AWS won't give you a NAT without you paying for it (NAT Gateway) which requires a public IPv4 address (which you will soon have to pay for).

There ain't no such thing as a free lunch.


I don't think you need that based on https://aws.amazon.com/blogs/aws/let-your-ipv6-only-workload...

It's possible that the business model has changed, but at least on this blog they say it's available free of cost.


> Pricing and Availability > These two new capabilities to the VPC NAT gateway and Route 53 are available today in all AWS Regions at no additional costs. Regular NAT gateway charges may apply.

Specifically:

> Regular NAT gateway charges may apply.

Which should say: "Regular NAT gateway charges apply"

Since you still pay for the traffic that is processed by the NAT gateway (per GiB).


That article makes it clear that the NAT Gateway needs IPv4

> The NAT gateway recognizes the IPv6 address prefix, extracts the IPv4 address from it, and initiates an IPv4 connection to the destination. As usual, the source IPv4 address is the IPv4 address of the NAT gateway itself.

If the NAT Gateway doesn't have an IPv4 address it won't work.


Not free of cost, free of additional cost if you were already using a NAT Gateway before they added NAT64 capability.


I recently tried to deploy GitLab from scratch on an IPv6-only network, and the initial experience was anything but smooth. I was met with an exception right in the console during the initial setup. GitLab attempted to obtain a Let's Encrypt certificate and immediately failed, as it doesn't listen to IPv6 addresses by default. A year ago, we (at work) faced similar issues when trying to deploy GlusterFS on an IPv6-only network, and it also failed. (I pushed for V6 only, my manager was not happy) It's evident that while IPv6 may be the future, the present ecosystem doesn't seem fully prepared to support it. For years, I have wanted to use Docker with IPv6 only, and I am really thinking about learning Go so I can write my own IPv6-only driver.


I’m getting python 2 v 3 flashbacks


Yeah, it's a real shit show when you get down to actually trying to utilize IPv6 in any scenario that needs legacy IPv4 access in a straight-forward way.

I'm somewhat happy in that I've moved away from being way down at the low-level ISP/network side of things, so I may be missing something, but I don't see how we are ever going to elegantly transition away from IPv4 addresses. Everything just seems hacky and fragile in terms of trying to run a "pure" IPv6 environment, and be connected to the rest of the Internet.

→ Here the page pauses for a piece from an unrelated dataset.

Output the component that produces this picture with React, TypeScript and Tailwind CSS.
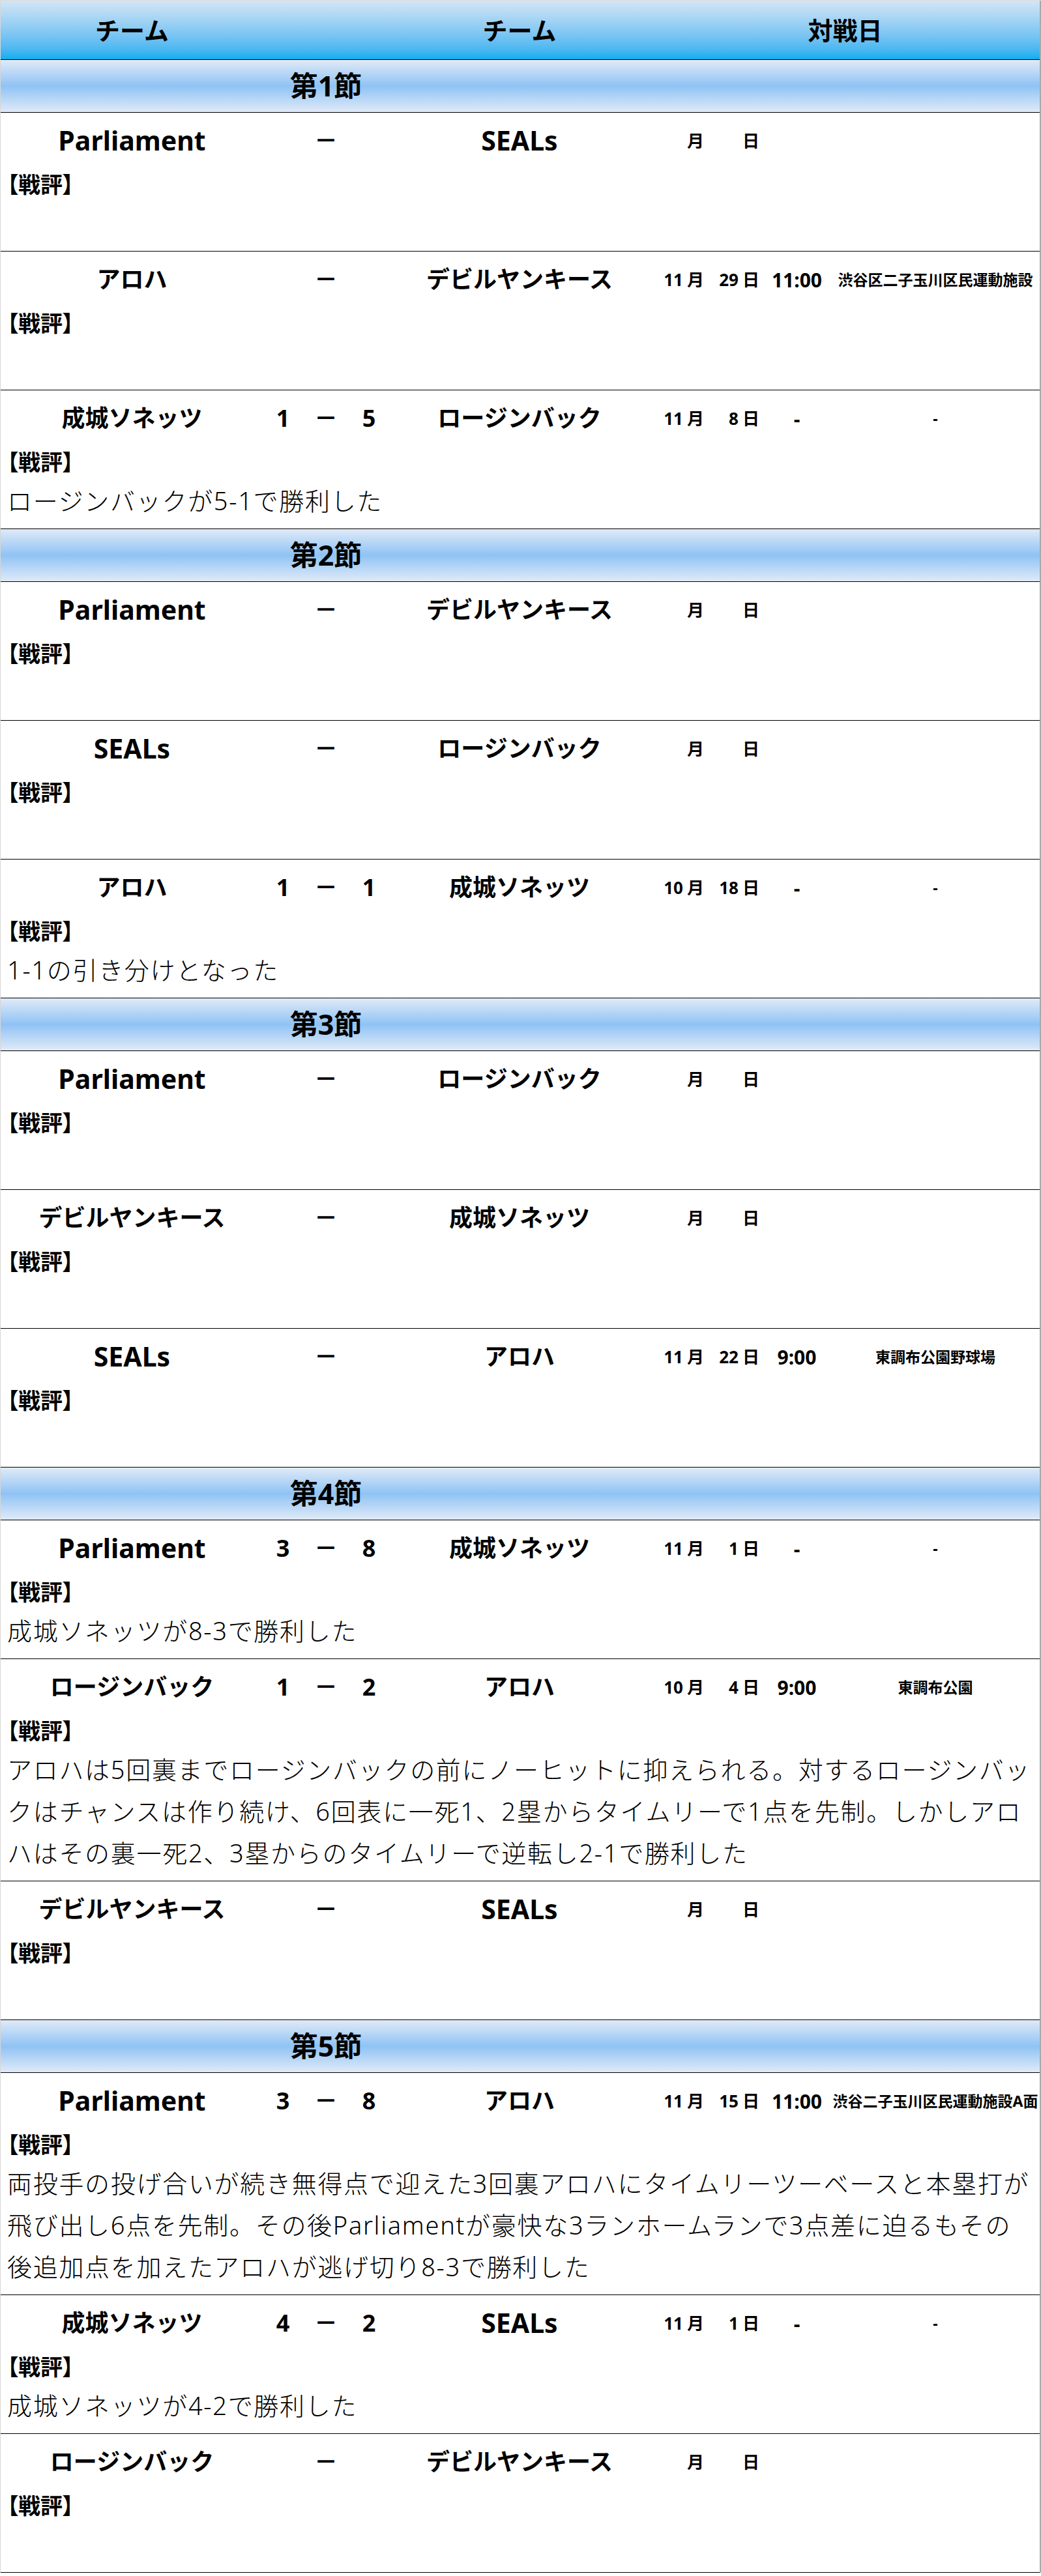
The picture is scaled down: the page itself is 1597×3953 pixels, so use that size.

I think that ISP-wide single-stack IPv6 deployments are the key. They throw the legacy IPv4 internet behind a huge NAT, while letting IPv6 internet to function natively. There is an IPv6 address range that represents the totality of the legacy IPv4 addresses, and the IPv4 addresses are translated into that, so from the IPv6 side of the NAT, every IPv6 service looks like it has an IPv6 address. From the IPv4 side, it looks like the your standard carrier-grade NAT, with huge numbers of users sharing IPv4 addresses.

That should simplify the network over dual-stack deploys, plus it makes providing services in "native" IPv6 the more attractive choice over NATted-to-death IPv4.

There are already some ISPs doing this. In Japan, where I live, one of the big three, NTT Docomo transitioned into a deployment like this just last year.


The protocol is called MAP and it is nearly stateless, cause the IPv4 address is in the IPv6 packet, and more efficient than carrier-grade NAT. The downside is that requires special gateway on customer side. The advantage is that ISP can have IPv6 internal network with IPv4 on the edges.


Oh, I was talking about NAT64/DNS64 which is what NTT Docomo is doing. Now I got to read about MAP... But how can the mapping be almost stateless? When packets are sent from IPv6 to IPv4, if there is significant exhaustion, multiple IPv6 address are going to map into a single IPv4 address, unless the ISP has enough for everybody, in which case I don't see the motivation to hasten moving to IPv6?

Edit: Ah, uses port numbers as extra bytes to encode the original senders address information. Smart!


Exactly this. As more ISPs go through this process, service providers are incentivised to provide v6 services or get poor service. As things continue in that pattern, v6 becomes dominant and v4 becomes the afterthought to be neglected on the sideline (like v6 is currently for many ISPs with lots of v4 resources)


I would be surprised if gitlab didn't support ipv6.

Some of the ecosystem must be ready for it, and ipv6 support can be just another requirement to choose among solutions.

Also, you can have a reverse proxy and a cloud behind NAT64 to run servers on ipv4, but access them with ipv6.


GitLab supports ipv6, but just not out of the box. My private gitlab instance is v6 only. I had problems with the updates in the beginning because because the official repo was not on V6 but I think they fixed it some years ago. (I am not gitlab expert, but i think my type of install is called Omnibus)


Do "dig -t AAAA github.com": you'll see they have no AAAA records. No github for you. Why then should anyone else bother unless forced by cost?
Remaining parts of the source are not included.